Huge landslide created a 500-meter-high tsunami in a major tourist area – Image for illustrative purposes only (Image credits: Unsplash)
Tracy Arm, Alaska – A sudden detachment of rock from a mountainside above the South Sawyer Glacier sent a wall of water surging through the narrow fjord on the morning of August 10, 2025. The event produced a runup height of 481 meters, placing it among the tallest tsunamis ever documented on Earth. Because the wave struck at 5:26 a.m. local time, when few vessels were present, the incident caused no reported injuries or deaths despite its extreme scale.
The Sudden Detachment and Initial Impact
A wedge of rock measuring at least 63.5 million cubic meters broke loose from the steep slopes overlooking the fjord. The material plunged directly into the deep water at the glacier’s terminus, displacing an enormous volume of water in an instant. This displacement generated an initial breaking wave that reached 100 meters in height and raced across the fjord at speeds greater than 70 meters per second. The confined geometry of the fjord amplified the wave’s energy. When the surge reached the opposite shoreline, it climbed the steep rock faces to its maximum recorded elevation. Researchers later reconstructed the sequence using field measurements and modeling, confirming the precise timing and dimensions of the event.

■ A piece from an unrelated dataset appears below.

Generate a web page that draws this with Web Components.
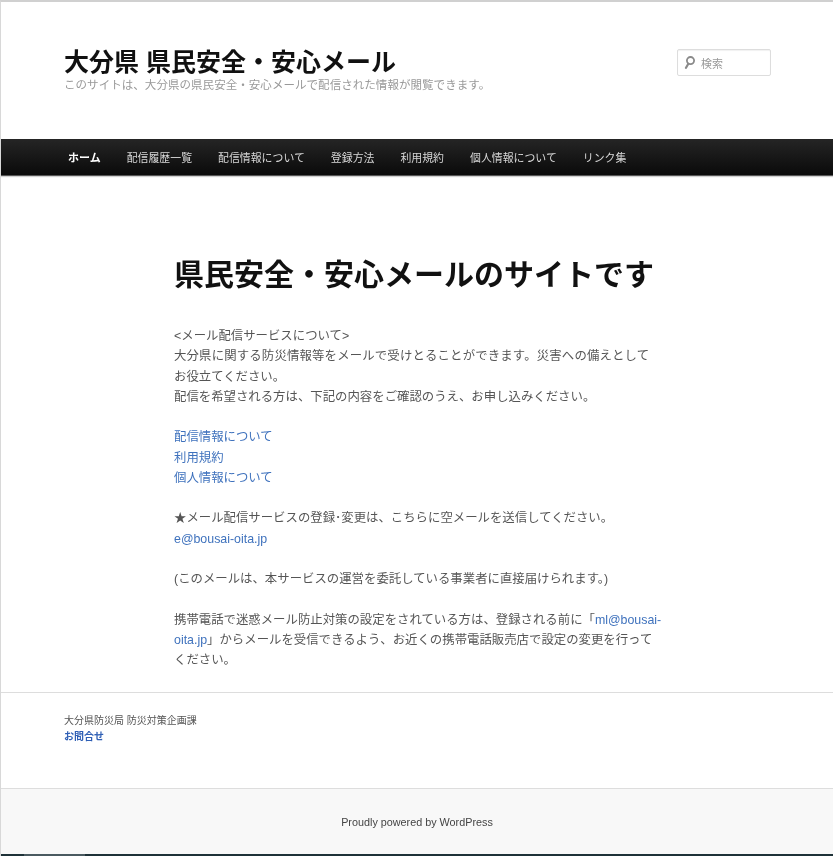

Why Landslide Tsunamis Differ From Earthquake Waves
Earthquake-generated tsunamis typically produce runup heights measured in tens of meters when they reach land. In contrast, landslide-driven waves in narrow waterways can achieve far greater local heights because the entire water column is displaced at once. The sudden addition of millions of tons of rock creates a vertical impulse that earthquake shaking rarely matches in confined basins. Since 1925, scientists have recorded 27 landslide tsunamis worldwide with runups exceeding 50 meters. The Tracy Arm event ranks second on that list. The highest remains the 1958 Lituya Bay tsunami in Alaska, which reached 530 meters after a similar rockfall into a fjord.
Comparison of Notable Events
| Event | Runup Height | Year | Primary Cause |
|---|---|---|---|
| Lituya Bay, Alaska | 530 meters | 1958 | Rockfall into fjord |
| Tracy Arm, Alaska | 481 meters | 2025 | Glacier-adjacent landslide |
| Other documented cases (25 total) | 50–300 meters | 1925–present | Various landslides |
Implications for Glacier-Adjacent Regions
The Tracy Arm tsunami occurred in a popular destination visited by cruise ships and tour boats during summer months. Its early-morning timing proved decisive in avoiding casualties. Aram Fathian, a researcher at the University of Calgary and co-author of the study published in Science, noted the narrow escape: “It was the second highest tsunami ever recorded on Earth. But until now, almost nobody heard about it because it was a near-miss event.” Continued glacier retreat increases the likelihood of similar slope failures in other fjords. Steep terrain once stabilized by ice becomes vulnerable once the ice thins or disappears. Monitoring programs now focus on identifying unstable slopes near active glaciers to provide earlier warnings for vessels and coastal communities. The Tracy Arm event underscores how localized geological processes can produce outsized hazards in scenic, heavily visited areas. While the wave remained contained within the fjord, its documented height serves as a benchmark for assessing future risks in comparable settings around the world.